We note that under section 806 of the General Municipal Law, each municipality is required to adopt a code of ethics setting forth for the guidance of its officers and employees the standards of conduct reasonably expected of them. The code must provide standards regarding disclosure of interests in legislation, holding of investments in conflict with official duties, private employment in conflict with official duties, future employment and other standards relating to conduct of its officers and employees. Codes of ethics may regulate and prohibit conduct and may prohibit disclosure of information. You have informed us that your code of ethics does not provide standards applicable to the question you have raised.
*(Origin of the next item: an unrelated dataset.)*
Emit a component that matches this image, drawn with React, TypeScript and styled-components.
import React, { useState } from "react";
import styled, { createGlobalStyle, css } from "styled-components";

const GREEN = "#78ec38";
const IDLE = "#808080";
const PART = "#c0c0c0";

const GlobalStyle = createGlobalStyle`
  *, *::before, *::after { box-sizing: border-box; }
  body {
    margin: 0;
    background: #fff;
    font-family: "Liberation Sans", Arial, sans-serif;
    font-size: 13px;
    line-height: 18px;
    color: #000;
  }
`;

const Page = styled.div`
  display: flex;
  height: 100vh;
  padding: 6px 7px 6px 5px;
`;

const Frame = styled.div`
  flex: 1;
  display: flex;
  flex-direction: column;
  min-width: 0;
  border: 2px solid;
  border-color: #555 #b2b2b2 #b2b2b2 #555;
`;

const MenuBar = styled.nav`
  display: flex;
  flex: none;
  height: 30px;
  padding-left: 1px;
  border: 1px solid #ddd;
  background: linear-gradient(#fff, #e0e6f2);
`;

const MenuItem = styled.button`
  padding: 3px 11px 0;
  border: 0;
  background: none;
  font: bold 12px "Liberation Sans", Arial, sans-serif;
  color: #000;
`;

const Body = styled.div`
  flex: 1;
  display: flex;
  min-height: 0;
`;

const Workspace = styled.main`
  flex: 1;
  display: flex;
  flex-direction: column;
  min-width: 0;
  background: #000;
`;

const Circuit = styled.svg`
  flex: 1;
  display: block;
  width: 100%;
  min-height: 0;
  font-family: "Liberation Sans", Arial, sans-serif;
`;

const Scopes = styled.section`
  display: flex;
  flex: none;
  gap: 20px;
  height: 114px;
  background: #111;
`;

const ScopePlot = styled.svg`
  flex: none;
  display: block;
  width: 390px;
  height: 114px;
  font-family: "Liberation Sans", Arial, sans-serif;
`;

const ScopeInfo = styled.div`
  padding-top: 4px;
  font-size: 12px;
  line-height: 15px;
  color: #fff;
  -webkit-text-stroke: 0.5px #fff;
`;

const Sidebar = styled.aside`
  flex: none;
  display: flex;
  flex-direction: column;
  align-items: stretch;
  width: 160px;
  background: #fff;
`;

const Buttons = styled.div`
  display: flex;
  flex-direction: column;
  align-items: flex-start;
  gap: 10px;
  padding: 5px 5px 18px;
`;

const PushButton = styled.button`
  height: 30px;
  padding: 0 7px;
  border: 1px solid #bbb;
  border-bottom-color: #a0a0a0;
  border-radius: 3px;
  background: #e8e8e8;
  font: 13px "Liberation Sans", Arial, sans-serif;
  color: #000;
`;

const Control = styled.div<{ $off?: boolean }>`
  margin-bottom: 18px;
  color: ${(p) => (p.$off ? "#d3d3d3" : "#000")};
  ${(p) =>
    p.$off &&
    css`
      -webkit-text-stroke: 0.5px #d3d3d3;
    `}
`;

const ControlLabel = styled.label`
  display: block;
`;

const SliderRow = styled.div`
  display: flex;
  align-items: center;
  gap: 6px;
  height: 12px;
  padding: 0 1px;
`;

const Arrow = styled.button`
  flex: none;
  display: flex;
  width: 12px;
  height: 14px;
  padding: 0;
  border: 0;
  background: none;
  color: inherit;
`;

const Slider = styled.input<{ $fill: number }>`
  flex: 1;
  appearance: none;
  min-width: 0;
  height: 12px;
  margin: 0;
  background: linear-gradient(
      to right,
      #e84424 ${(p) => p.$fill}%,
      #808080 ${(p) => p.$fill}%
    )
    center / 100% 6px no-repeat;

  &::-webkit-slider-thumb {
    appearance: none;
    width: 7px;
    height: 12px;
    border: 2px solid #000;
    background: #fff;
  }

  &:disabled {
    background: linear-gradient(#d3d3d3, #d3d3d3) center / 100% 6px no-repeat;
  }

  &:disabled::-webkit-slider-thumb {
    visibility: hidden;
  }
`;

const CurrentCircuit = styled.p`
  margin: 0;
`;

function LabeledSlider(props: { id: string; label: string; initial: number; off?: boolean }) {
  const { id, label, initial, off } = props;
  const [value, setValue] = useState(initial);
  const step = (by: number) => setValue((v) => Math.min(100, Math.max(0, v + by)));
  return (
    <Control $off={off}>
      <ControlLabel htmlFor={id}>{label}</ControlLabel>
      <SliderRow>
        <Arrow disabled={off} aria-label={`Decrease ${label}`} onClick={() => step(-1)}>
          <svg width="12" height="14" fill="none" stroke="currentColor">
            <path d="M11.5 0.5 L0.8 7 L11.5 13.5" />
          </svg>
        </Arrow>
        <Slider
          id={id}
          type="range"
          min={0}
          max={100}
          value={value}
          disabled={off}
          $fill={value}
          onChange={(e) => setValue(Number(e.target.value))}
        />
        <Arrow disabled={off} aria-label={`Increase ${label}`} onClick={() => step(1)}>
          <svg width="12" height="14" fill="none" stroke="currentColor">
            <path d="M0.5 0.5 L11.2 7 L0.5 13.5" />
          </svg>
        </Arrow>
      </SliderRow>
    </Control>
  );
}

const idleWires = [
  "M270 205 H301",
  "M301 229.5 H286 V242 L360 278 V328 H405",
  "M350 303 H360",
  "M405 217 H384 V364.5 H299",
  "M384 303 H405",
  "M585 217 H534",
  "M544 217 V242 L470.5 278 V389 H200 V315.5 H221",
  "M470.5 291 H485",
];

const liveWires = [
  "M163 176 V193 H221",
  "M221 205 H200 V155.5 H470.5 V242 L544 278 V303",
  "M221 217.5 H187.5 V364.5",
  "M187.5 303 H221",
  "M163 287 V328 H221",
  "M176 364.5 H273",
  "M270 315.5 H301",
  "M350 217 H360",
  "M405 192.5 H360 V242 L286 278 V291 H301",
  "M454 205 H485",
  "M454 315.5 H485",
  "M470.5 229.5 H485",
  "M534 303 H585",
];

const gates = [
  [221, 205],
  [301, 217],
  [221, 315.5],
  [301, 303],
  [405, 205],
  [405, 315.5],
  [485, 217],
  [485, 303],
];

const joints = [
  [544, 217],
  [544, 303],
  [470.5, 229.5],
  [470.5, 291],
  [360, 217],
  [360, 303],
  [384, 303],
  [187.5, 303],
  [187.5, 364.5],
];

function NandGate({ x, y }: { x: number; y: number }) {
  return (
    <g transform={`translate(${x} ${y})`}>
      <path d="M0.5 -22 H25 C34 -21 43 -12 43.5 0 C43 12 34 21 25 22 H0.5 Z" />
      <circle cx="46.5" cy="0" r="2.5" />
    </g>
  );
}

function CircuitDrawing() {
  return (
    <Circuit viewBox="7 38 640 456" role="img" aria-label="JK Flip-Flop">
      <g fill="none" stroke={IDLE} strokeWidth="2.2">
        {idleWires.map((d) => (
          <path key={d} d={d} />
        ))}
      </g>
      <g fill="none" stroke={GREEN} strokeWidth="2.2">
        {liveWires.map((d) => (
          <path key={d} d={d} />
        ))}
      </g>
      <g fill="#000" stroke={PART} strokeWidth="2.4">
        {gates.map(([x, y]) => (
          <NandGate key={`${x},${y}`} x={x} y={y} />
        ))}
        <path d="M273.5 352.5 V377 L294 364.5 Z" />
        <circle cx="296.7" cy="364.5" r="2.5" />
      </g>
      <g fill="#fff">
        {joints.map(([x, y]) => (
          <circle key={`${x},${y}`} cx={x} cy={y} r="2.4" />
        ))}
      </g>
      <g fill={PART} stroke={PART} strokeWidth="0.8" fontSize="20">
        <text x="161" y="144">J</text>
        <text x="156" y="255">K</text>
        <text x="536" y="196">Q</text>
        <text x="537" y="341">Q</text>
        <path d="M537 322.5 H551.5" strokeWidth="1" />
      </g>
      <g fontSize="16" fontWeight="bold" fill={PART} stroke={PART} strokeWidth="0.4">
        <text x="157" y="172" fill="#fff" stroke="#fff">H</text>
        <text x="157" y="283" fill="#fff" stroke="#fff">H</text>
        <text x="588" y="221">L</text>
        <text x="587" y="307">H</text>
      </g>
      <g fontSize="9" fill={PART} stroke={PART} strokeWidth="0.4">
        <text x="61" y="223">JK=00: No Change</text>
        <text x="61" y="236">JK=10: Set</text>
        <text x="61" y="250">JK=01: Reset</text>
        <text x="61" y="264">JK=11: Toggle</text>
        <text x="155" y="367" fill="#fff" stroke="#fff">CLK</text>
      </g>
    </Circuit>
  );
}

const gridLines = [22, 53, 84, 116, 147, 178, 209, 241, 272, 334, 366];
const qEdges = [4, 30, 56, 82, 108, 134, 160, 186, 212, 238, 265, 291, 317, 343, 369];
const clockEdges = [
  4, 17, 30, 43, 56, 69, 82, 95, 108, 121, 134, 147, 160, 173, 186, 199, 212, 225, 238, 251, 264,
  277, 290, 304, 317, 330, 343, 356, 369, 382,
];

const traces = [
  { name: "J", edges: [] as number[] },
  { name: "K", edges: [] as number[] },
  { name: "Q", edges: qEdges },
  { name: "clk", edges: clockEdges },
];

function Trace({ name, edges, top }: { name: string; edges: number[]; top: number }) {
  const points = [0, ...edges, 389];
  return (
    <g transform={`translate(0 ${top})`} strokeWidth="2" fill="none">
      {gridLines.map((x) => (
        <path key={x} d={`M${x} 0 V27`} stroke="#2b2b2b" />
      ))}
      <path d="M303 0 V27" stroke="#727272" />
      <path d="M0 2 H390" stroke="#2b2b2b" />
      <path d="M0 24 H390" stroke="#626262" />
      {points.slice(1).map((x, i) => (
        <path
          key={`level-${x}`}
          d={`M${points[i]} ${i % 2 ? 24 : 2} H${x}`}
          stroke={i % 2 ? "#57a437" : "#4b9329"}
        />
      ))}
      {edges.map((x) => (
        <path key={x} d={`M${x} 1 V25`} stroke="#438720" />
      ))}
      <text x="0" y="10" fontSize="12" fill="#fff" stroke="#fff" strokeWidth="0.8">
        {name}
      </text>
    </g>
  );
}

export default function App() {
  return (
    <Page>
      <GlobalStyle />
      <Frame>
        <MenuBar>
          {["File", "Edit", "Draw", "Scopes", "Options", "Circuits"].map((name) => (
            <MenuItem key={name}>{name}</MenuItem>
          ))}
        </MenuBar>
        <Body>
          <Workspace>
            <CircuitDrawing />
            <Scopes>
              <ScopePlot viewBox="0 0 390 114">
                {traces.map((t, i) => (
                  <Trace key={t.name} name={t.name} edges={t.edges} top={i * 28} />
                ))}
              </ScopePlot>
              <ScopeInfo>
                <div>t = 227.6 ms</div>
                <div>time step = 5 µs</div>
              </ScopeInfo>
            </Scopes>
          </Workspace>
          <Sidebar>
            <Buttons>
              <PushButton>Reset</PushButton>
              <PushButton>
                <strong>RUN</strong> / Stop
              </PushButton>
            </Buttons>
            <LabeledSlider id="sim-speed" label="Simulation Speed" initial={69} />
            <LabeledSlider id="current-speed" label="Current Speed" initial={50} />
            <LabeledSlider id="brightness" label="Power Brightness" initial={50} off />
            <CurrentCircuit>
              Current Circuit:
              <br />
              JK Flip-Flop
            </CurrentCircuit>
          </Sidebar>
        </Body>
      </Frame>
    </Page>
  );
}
We conclude, in applying standards governing conflicts of interest, that the pending litigation against a municipal board and its members does not as a matter of law require that the board members recuse themselves in a separate application by the party that commenced the lawsuit. A case-by-case analysis is required to determine whether board members can act impartially in such circumstances. The determination must also consider whether their participation in the second application would cause an appearance of impropriety. Government officials must maintain public confidence in the integrity of government. See Op Atty Gen (Inf) No. 97-19. They must avoid even the appearance of impropriety. Id.
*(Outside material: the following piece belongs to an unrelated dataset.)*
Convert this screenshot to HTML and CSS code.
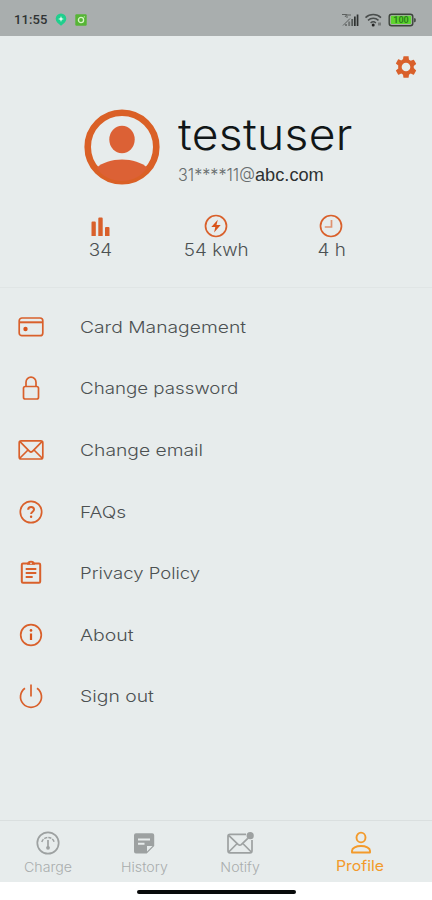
FILE: index.html
```html
<!DOCTYPE html>
<html lang="en">
<head>
<meta charset="utf-8">
<title>Profile</title>
<link rel="stylesheet" href="styles.css">
</head>
<body>
<div class="phone">
  <div class="status">
    <span class="time">11:55</span>
    <svg class="status-pin" width="12" height="14" viewBox="0 0 12 14"><path d="M6 .5a5.3 5.3 0 0 1 5.3 5.3c0 3-2.300 4.700-5.300 7-3-2.300-5.300-4-5.300-7A5.300 5.300 0 0 1 6 .5z" fill="#20cf8d"/><path d="M6 3l.8 2.200L9 6l-2.200.8L6 9l-.8-2.200L3 6l2.200-.8z" fill="#e4fff4"/></svg>
    <svg class="status-app" width="12" height="12" viewBox="0 0 12 12"><rect x=".3" y=".3" width="11.400" height="11.400" rx="1.200" fill="#56b536"/><circle cx="6" cy="6" r="2.600" fill="none" stroke="#d9f5c9" stroke-width="1.300"/><circle cx="9.300" cy="2.800" r=".6" fill="#d9f5c9"/></svg>
    <svg class="status-right" width="76" height="16" viewBox="0 0 76 16">
      <g fill="none" stroke="#5c605f" stroke-width="1"><path d="M1 2.500h4M4 5l2-3v4M7 3h3M2 13.500L9 6.500"/></g>
      <path d="M4 12h2v2H4zM7.200 9.500h2V14h-2z" fill="#707473"/><path d="M10.300 7h1.800v7h-1.800z" fill="#555958"/><path d="M13 4.500h1.700V14H13zM15.700 2.500h1.700V14h-1.700z" fill="#303332"/>
      <g fill="none" stroke="#4a4e4d" stroke-width="1.500"><path d="M24.500 5.600a11.500 11.500 0 0 1 15.500 0M27 8.400a7.800 7.800 0 0 1 10.500 0M29.600 11a4 4 0 0 1 5.300 0"/></g><circle cx="32.200" cy="13" r="1.500" fill="#222"/><path d="M37 10.500h3v3h-3z" fill="#777b7a"/>
      <rect x="48.200" y="2.200" width="23.600" height="11.500" rx="2.500" fill="#a9adac" stroke="#3c433b" stroke-width="1.400"/><rect x="49.800" y="3.800" width="20.400" height="8.300" rx="1" fill="#5fd52f"/><path d="M73 6v4.400l1.800-.8V6.800z" fill="#4b504a"/>
      <text class="battery-text" x="60" y="11" text-anchor="middle">100</text>
    </svg>
  </div>
  <header class="header">
    <div class="tools">
      <svg width="26" height="26" viewBox="0 0 24 24"><path fill="#d9602b" d="M19.140 12.940c.04-.3.06-.61.06-.94s-.02-.64-.07-.94l2.030-1.580a.49.49 0 0 0 .12-.61l-1.920-3.320a.49.49 0 0 0-.59-.22l-2.390.96a7.300 7.300 0 0 0-1.620-.94l-.36-2.540A.48.48 0 0 0 13.920 2h-3.840a.48.48 0 0 0-.47.410l-.36 2.540c-.59.24-1.130.57-1.620.94l-2.390-.96a.48.48 0 0 0-.59.22L2.740 8.470a.48.48 0 0 0 .12.610l2.030 1.580a7.300 7.300 0 0 0 0 2.680l-2.030 1.580a.49.49 0 0 0-.12.610l1.920 3.320c.12.220.37.290.59.220l2.390-.96c.5.380 1.030.7 1.620.94l.36 2.540c.05.240.24.410.48.410h3.840c.24 0 .44-.17.470-.41l.36-2.540a7.300 7.300 0 0 0 1.620-.94l2.390.96c.22.080.47 0 .59-.22l1.920-3.320a.48.48 0 0 0-.12-.61zM12 16a4 4 0 1 1 0-8 4 4 0 0 1 0 8z"/></svg>
    </div>
    <div class="identity">
      <svg class="avatar" width="76" height="76" viewBox="0 0 76 76"><circle cx="38" cy="38" r="34.300" fill="none" stroke="#da6026" stroke-width="6.600"/><ellipse cx="38" cy="30.500" rx="12.700" ry="13.800" fill="#dc6135"/><path d="M12.500 59C18 53.500 28 50.500 38 50.500S58 53.500 63.500 59C57 67 49 72 38 72S18 67 12.500 59z" fill="#dc6135"/></svg>
      <div class="who">
        <div class="name">testuser</div>
        <div class="mail"><span class="mail-user">31****11@</span><span class="mail-host">abc.com</span></div>
      </div>
    </div>
    <div class="stats">
      <div class="stat"><svg width="24" height="24" viewBox="0 0 24 24"><path fill="#d9602b" d="M2.500 8.500a1 1 0 0 1 1-1h2.300a1 1 0 0 1 1 1V22H2.500zM9.300 4.500a1 1 0 0 1 1-1h2.400a1 1 0 0 1 1 1V22H9.300zM16 14a1 1 0 0 1 1-1h2.500a1 1 0 0 1 1 1v8H16z"/></svg><span>34</span></div>
      <div class="stat"><svg width="24" height="24" viewBox="0 0 24 24"><circle class="line" cx="12" cy="12" r="10.500"/><path fill="#d9541b" d="M13.800 5.800L7.300 13h4l-1.200 5.500 6.600-7.500h-4.200z"/></svg><span>54 kwh</span></div>
      <div class="stat"><svg width="24" height="24" viewBox="0 0 24 24"><circle class="line" cx="12" cy="12" r="10.500"/><path class="line soft" d="M12.500 6v7H5.800"/></svg><span>4 h</span></div>
    </div>
  </header>
  <main class="menu">
    <div class="row"><svg width="26" height="26" viewBox="0 0 26 26"><rect class="line" x="1.200" y="4" width="23.600" height="17.700" rx="2.800"/><path d="M1 8.300h24" stroke="#d9602b" stroke-width="2"/><circle cx="7.500" cy="15" r="2.200" fill="#d9541b"/></svg><span class="card">Card Management</span></div>
    <div class="row"><svg width="26" height="26" viewBox="0 0 26 26"><rect class="line" x="5.500" y="11.500" width="15" height="12.500" rx="1.800"/><path class="line" d="M8 11.500V7.200a5 5 0 0 1 10 0v4.300"/></svg><span class="password">Change password</span></div>
    <div class="row"><svg width="26" height="26" viewBox="0 0 26 26"><rect class="line" x="1.200" y="3.800" width="23.600" height="18.200" rx="2"/><path class="line" d="M2 4.700l9.800 9.800q1.200 1 2.400 0L24 4.700M2 21l8-8M24 21l-8-8"/></svg><span class="email">Change email</span></div>
    <div class="row"><svg width="26" height="26" viewBox="0 0 26 26"><circle class="line" cx="13" cy="13" r="10.700"/><path class="line bold" d="M10.200 10.700c0-1.700 1.200-2.700 2.900-2.700s2.900 1 2.900 2.500c0 2.200-2.900 2.200-2.900 4.600"/><circle cx="13.100" cy="17.700" r="1.200" fill="#d9541b"/></svg><span class="faqs">FAQs</span></div>
    <div class="row"><svg width="26" height="26" viewBox="0 0 26 26"><path class="line bold" d="M5 3.600h16a1.200 1.200 0 0 1 1.200 1.200v16.700a1.200 1.200 0 0 1-1.200 1.200H5a1.200 1.200 0 0 1-1.200-1.200V4.800A1.200 1.200 0 0 1 5 3.600zM7.700 9h10.600M7.700 13h10.600M7.700 17h7"/><path fill="#d9602b" d="M9 4.700a4 4 0 0 1 8 0z"/><circle cx="13" cy="3.400" r=".8" fill="#e7ecec"/></svg><span class="privacy">Privacy Policy</span></div>
    <div class="row"><svg width="26" height="26" viewBox="0 0 26 26"><circle class="line" cx="13" cy="13" r="10.300"/><path d="M13 11.500V18" stroke="#d9541b" stroke-width="2.200"/><circle cx="13" cy="8.400" r="1.300" fill="#d9541b"/></svg><span class="about">About</span></div>
    <div class="row"><svg width="26" height="26" viewBox="0 0 26 26"><path class="line" d="M7 5.200a10.500 10.500 0 1 0 12 0M13 1.500v12"/></svg><span class="signout">Sign out</span></div>
  </main>
  <nav class="nav">
    <div class="tab"><svg width="28" height="26" viewBox="0 0 28 26"><g fill="none" stroke="#9da1a1" stroke-width="1.700"><circle cx="14" cy="13" r="10.700"/><path d="M7.800 12a6.500 6.500 0 0 1 12.400 0" stroke-width="1.500" stroke-dasharray="3.200 1"/><path d="M14 10v7" /></g><circle cx="14" cy="17.800" r="1.900" fill="#9da1a1"/></svg><span>Charge</span></div>
    <div class="tab"><svg width="28" height="26" viewBox="0 0 28 26"><path fill="#9da1a1" d="M6 3.200h16.200a2 2 0 0 1 2 2V16l-7.500 7.500H6a2 2 0 0 1-2-2V5.200a2 2 0 0 1 2-2z"/><path d="M8 9.500h12M8 13.800h6.500" stroke="#e7ecec" stroke-width="1.900"/><path d="M17 21.500v-5.500h5.500z" fill="#e7ecec"/></svg><span>History</span></div>
    <div class="tab"><svg width="28" height="26" viewBox="0 0 28 26"><g fill="none" stroke="#9da1a1" stroke-width="1.700"><path d="M20 4.300H4a2 2 0 0 0-2 2v14.500a2 2 0 0 0 2 2h20a2 2 0 0 0 2-2V10M2.700 5.300l9.600 9.300q1.500 1.200 3 0l6.500-6.300M2.700 22l8-8M25.300 22l-8-8"/></g><circle cx="24.200" cy="5.700" r="3.600" fill="#9da1a1"/></svg><span>Notify</span></div>
    <div class="tab active"><svg width="28" height="26" viewBox="0 0 28 26"><g fill="none" stroke="#f39a2b" stroke-width="1.900"><ellipse cx="14" cy="7.500" rx="4.500" ry="4.900"/><path d="M5 22.500v-1.800c0-2.700 4.200-4.700 9-4.700s9 2 9 4.700v1.800z" stroke-linejoin="round"/></g></svg><span>Profile</span></div>
  </nav>
  <footer class="home"><div class="handle"></div></footer>
</div>
</body>
</html>
```

FILE: styles.css
```css
* { box-sizing: border-box; }
body { margin: 0; font-family: Inter, "Liberation Sans", sans-serif; font-weight: 300; color: #4c5152; }
svg { display: block; flex: none; }
.phone { width: 432px; height: 900px; display: flex; flex-direction: column; background: #e7ecec; overflow: hidden; }
.status { height: 36px; flex: none; background: #a9aeae; display: flex; align-items: center; padding: 3px 15px 0 14px; color: #303334; }
.time { font-family: Roboto, sans-serif; font-size: 13px; font-weight: 500; letter-spacing: .1px; width: 41px; white-space: nowrap; }
.status-app { margin-left: 8px; }
.status-right { margin-left: auto; }
.battery-text { font: 700 9px Roboto, sans-serif; fill: #2c811d; }
.header { height: 252px; flex: none; border-bottom: 1px solid #e0e5e5; }
.tools { height: 72px; display: flex; justify-content: flex-end; padding: 18px 13px 0 0; }
.identity { display: flex; padding: .5px 0 0 84px; height: 105.500px; }
.who { margin-left: 18px; white-space: nowrap; }

.name, .mail-user, .stat span, .row span, .tab span { transform: scaleX(var(--wide, 1)); transform-origin: left; }
.name { --wide: 1.074; font-size: 43px; line-height: 51px; color: #111617; font-weight: 300; letter-spacing: .3px; }
.mail { display: flex; line-height: 30px; font-size: 17px; }
.mail-user { --wide: .95; width: 77px; font-weight: 300; color: #686d6e; }
.mail-host { font-family: "Liberation Sans", sans-serif; font-weight: 400; font-size: 18.200px; color: #2d3132; }
.stats { display: grid; grid-template-columns: repeat(3, 115.300px); padding-left: 43px; }
.stat { display: flex; flex-direction: column; align-items: center; font-size: 17px; line-height: 24px; }
.stat span { --wide: 1.11; transform-origin: center; }
.line { fill: none; stroke: #d9602b; stroke-width: 1.700; }
.bold { stroke-width: 2; }
.soft { stroke: #df9270; }
.menu { flex: 1; padding: 8px 0 0 18px; }
.row { height: 61.600px; display: flex; align-items: center; gap: 36px; font-size: 16.500px; white-space: nowrap; }
.row .card { --wide: 1.168; }
.row .password { --wide: 1.135; }
.row .email { --wide: 1.168; }
.row .faqs { --wide: 1.160; }
.row .privacy { --wide: 1.123; }
.row .about { --wide: 1.180; }
.row .signout { --wide: 1.172; }
.nav { height: 62px; flex: none; border-top: 1px solid #dadfdf; display: grid; grid-template-columns: 96px 96px 96px 145px; padding-top: 8.500px; }
.tab { display: flex; flex-direction: column; align-items: center; font-size: 13px; line-height: 20px; color: #a9adad; gap: 1px; }
.tab span { --wide: 1.09; transform-origin: center; }
.tab.active { font-size: 14.500px; color: #f39a2b; gap: 0; font-weight: 400; }
.home { height: 18px; flex: none; background: #fff; display: flex; justify-content: center; padding-top: 8px; }
.handle { width: 159px; height: 4px; border-radius: 2px; background: #080a0a; }
```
In municipalities experiencing extensive development, it is possible for developers to have actions pending that challenge a board's land use decisions while continuing to make separate applications to that board for other developments. A board's performance of its official duties in applying municipal regulations is not per se a source of a conflict of interest in its consideration of subsequent applications by the same party or a related party.1 See Hortonville Joint School District No. 1v. Hortonville Education Assn., 426 U.S. 482, 491-494 (1976) (a decision maker is not disqualified from deciding a matter simply because he has taken a position, even in public, on a related policy issue "in the absence of a showing that he is not `capable of judging a particular controversy fairly on the basis of its own circumstances'"). Absent specific allegations to the contrary, each application is presumed to be made and considered on its own merits.
We recognize, however, that in particular situations recusal may be appropriate. The relevant factors can be enumerated, but it is impossible to say in advance which will be decisive or how much weight each should be assigned. Among factors that may be considered here, in applying conflict of interest standards, are exposure of board members to personal liability; whether there is an appearance of impropriety that would erode public confidence in the integrity of government; and the judgments of board members as to whether they can act impartially.
Under facts such as those presented here, where the board members have been sued in their personal capacities for compensatory and punitive damages, exposure to personal liability is a particular concern in determining whether recusal is appropriate. There is a greater potential for conflict where the personal financial interests of a board member are antithetical to those of an applicant appearing before the board member. Therefore, a consideration is whether the municipality has authorized defense of board members and indemnification, including defense and indemnification in civil actions for punitive damages, related to acts or omissions occurring within the scope of a member's duties. See Op. Atty. Gen (Inf) No. 93-22 (a local law may authorize defense and indemnification in an action for punitive damages). The decision to defend generally is based on allegations in the complaint or factual determinations at the time the action is commenced. See Op. Atty. Gen. (Inf) No. 92-12. A decision to provide a defense may have been made by the municipality, thus providing some comfort to board members that the facts determined at trial will permit indemnification based on a finding that they acted within the scope of their duties.
Also relevant is the advice of the municipal attorney as to whether the litigation has merit. It may be apparent that an applicant's action against board members in their personal capacities is frivolous or of little merit. Such a lawsuit should not necessitate that board members recuse themselves from hearing a subsequent application by the applicant who brought the pending lawsuit. Under these circumstances, recusal would not serve the public interest.
We recommend that the Village Board consider these and other relevant factors in determining whether recusal is appropriate. Determination of a development application under existing zoning laws is not a non-delegable legislative act. See Levine v. Whalen, 39 N.Y.2d 510, 515 (1976) ("there is no constitutional prohibition against the delegation of power, with reasonable safeguards and standards, to an agency or commission to administer the law as enacted by the Legislature"). Therefore, the Village Board may in its discretion delegate consideration of the later applications to an existing board or may form an ad hoc board to consider such applications.
We conclude, in applying standards governing conflicts of interest, that pending litigation against a municipal board or board members does not as a matter of law require that board members recuse themselves in separate applications by the party that commenced the lawsuit. In particular cases, however, recusal may be appropriate. Local facts and circumstances must be reviewed to determine whether board members can act impartially in considering the later applications, or whether they should consider delegating the applications to an existing board or an ad hoc board.
The Attorney General renders formal opinions only to officers and departments of the state government. This perforce is an informal and unofficial expression of the views of this office.
Very truly yours,
JAMES D. COLE, Assistant Solicitor General
In Charge of Opinions
1 In an analogous and common situation, judges do not recuse themselves in pending matters when one of the parties commences an article 78 proceeding against a judge arising out of an interlocutory ruling he or she has made.